• [Goal of the exercise] Set down the full listing exactly as given. Any pictures are to be left out.

• [Source excerpt]
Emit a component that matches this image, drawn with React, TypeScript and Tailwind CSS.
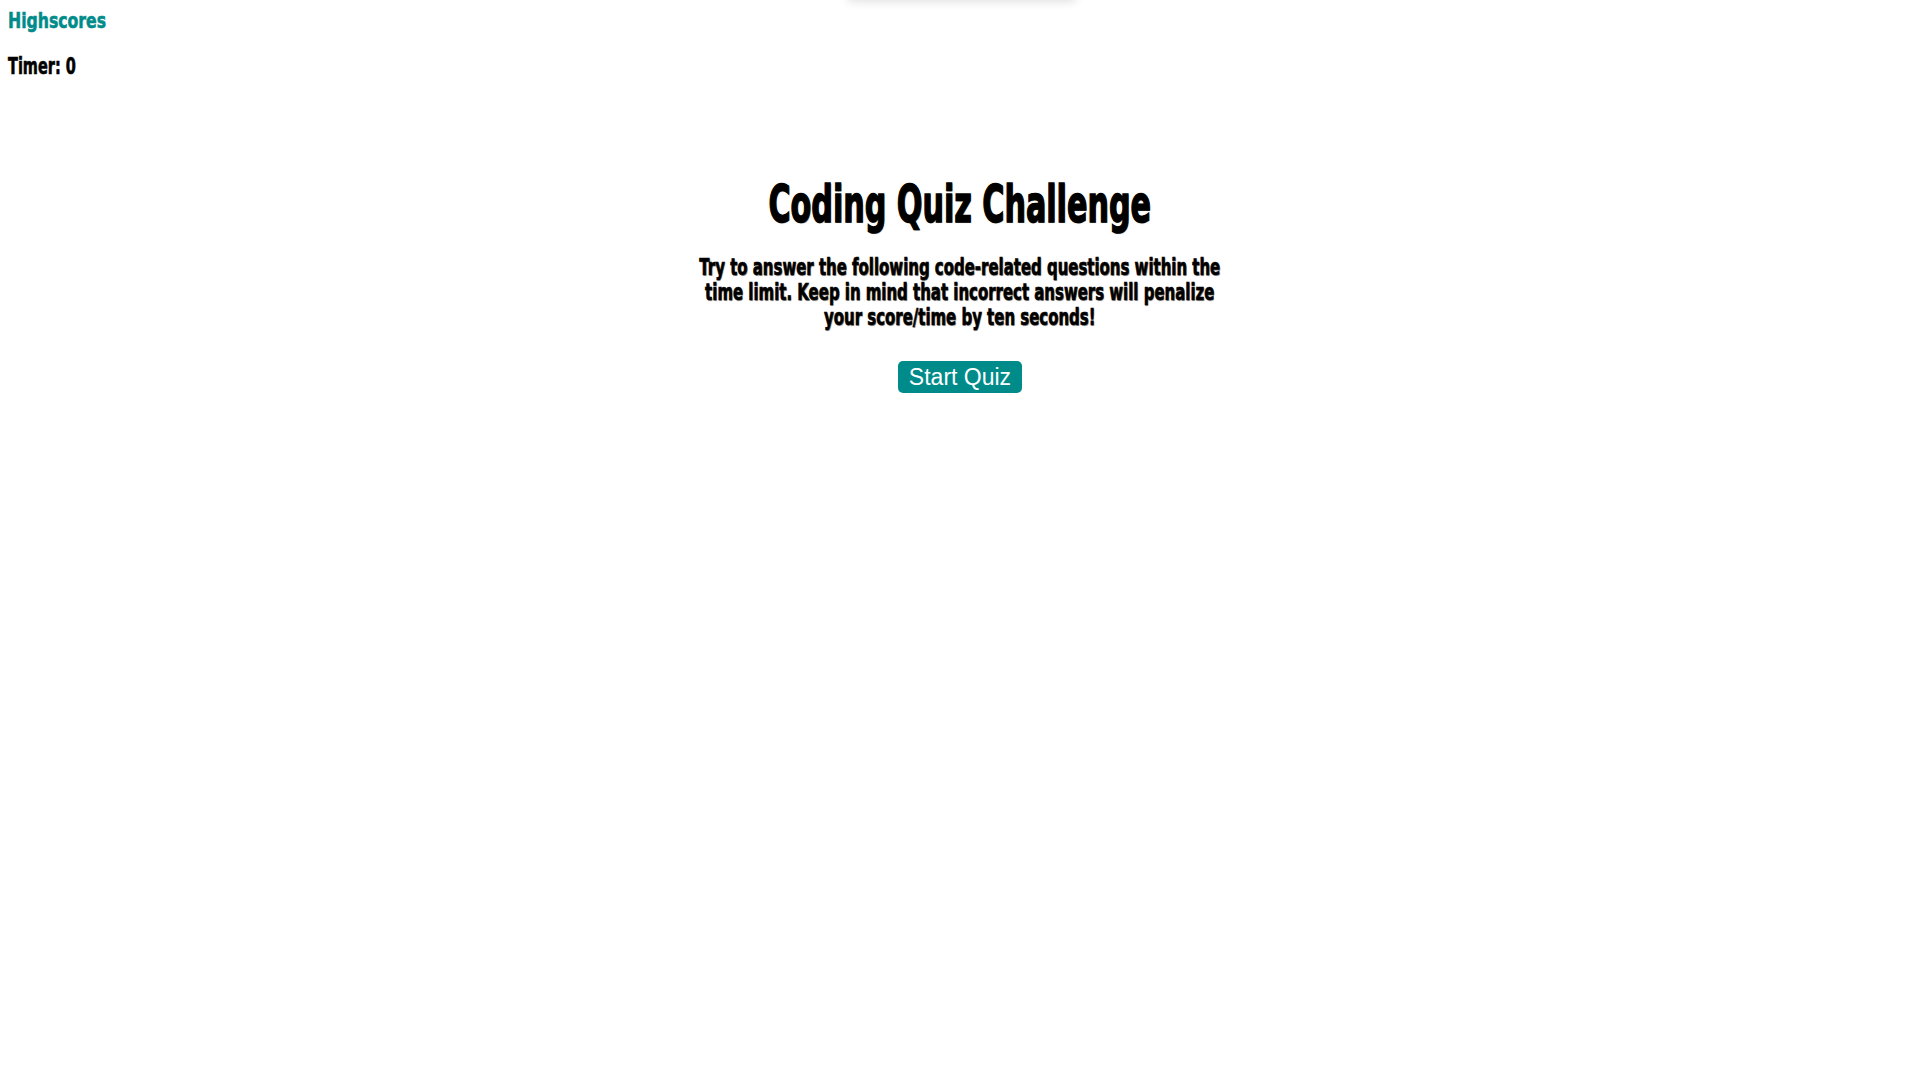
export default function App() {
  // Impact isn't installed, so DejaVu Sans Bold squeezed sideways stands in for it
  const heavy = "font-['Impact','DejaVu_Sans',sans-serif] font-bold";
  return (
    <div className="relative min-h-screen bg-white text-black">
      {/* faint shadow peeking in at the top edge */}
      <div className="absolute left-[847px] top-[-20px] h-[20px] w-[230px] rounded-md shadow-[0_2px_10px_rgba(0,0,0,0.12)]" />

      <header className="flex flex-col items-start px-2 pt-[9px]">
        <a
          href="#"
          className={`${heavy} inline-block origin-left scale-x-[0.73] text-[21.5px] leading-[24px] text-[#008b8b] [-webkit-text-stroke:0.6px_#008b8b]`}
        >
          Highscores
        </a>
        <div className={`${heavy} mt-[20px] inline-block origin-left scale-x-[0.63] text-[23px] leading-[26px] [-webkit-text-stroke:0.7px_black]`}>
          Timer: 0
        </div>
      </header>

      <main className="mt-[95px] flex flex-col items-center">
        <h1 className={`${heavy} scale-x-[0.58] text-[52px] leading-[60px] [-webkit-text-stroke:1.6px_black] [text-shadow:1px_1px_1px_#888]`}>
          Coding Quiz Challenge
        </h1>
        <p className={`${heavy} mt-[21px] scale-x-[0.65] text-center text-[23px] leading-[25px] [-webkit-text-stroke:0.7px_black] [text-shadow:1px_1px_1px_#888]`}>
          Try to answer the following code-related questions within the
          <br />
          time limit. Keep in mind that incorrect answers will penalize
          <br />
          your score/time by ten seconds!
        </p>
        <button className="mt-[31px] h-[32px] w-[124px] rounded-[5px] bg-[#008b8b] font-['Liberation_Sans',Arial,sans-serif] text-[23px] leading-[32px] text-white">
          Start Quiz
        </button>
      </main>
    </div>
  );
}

• [Task response]
Emit a component that matches this image, drawn with React, TypeScript and Tailwind CSS.
export default function App() {
  // Impact isn't installed, so DejaVu Sans Bold squeezed sideways stands in for it
  const heavy = "font-['Impact','DejaVu_Sans',sans-serif] font-bold";
  return (
    <div className="relative min-h-screen bg-white text-black">
      {/* faint shadow peeking in at the top edge */}
      <div className="absolute left-[847px] top-[-20px] h-[20px] w-[230px] rounded-md shadow-[0_2px_10px_rgba(0,0,0,0.12)]" />

      <header className="flex flex-col items-start px-2 pt-[9px]">
        <a
          href="#"
          className={`${heavy} inline-block origin-left scale-x-[0.73] text-[21.5px] leading-[24px] text-[#008b8b] [-webkit-text-stroke:0.6px_#008b8b]`}
        >
          Highscores
        </a>
        <div className={`${heavy} mt-[20px] inline-block origin-left scale-x-[0.63] text-[23px] leading-[26px] [-webkit-text-stroke:0.7px_black]`}>
          Timer: 0
        </div>
      </header>

      <main className="mt-[95px] flex flex-col items-center">
        <h1 className={`${heavy} scale-x-[0.58] text-[52px] leading-[60px] [-webkit-text-stroke:1.6px_black] [text-shadow:1px_1px_1px_#888]`}>
          Coding Quiz Challenge
        </h1>
        <p className={`${heavy} mt-[21px] scale-x-[0.65] text-center text-[23px] leading-[25px] [-webkit-text-stroke:0.7px_black] [text-shadow:1px_1px_1px_#888]`}>
          Try to answer the following code-related questions within the
          <br />
          time limit. Keep in mind that incorrect answers will penalize
          <br />
          your score/time by ten seconds!
        </p>
        <button className="mt-[31px] h-[32px] w-[124px] rounded-[5px] bg-[#008b8b] font-['Liberation_Sans',Arial,sans-serif] text-[23px] leading-[32px] text-white">
          Start Quiz
        </button>
      </main>
    </div>
  );
}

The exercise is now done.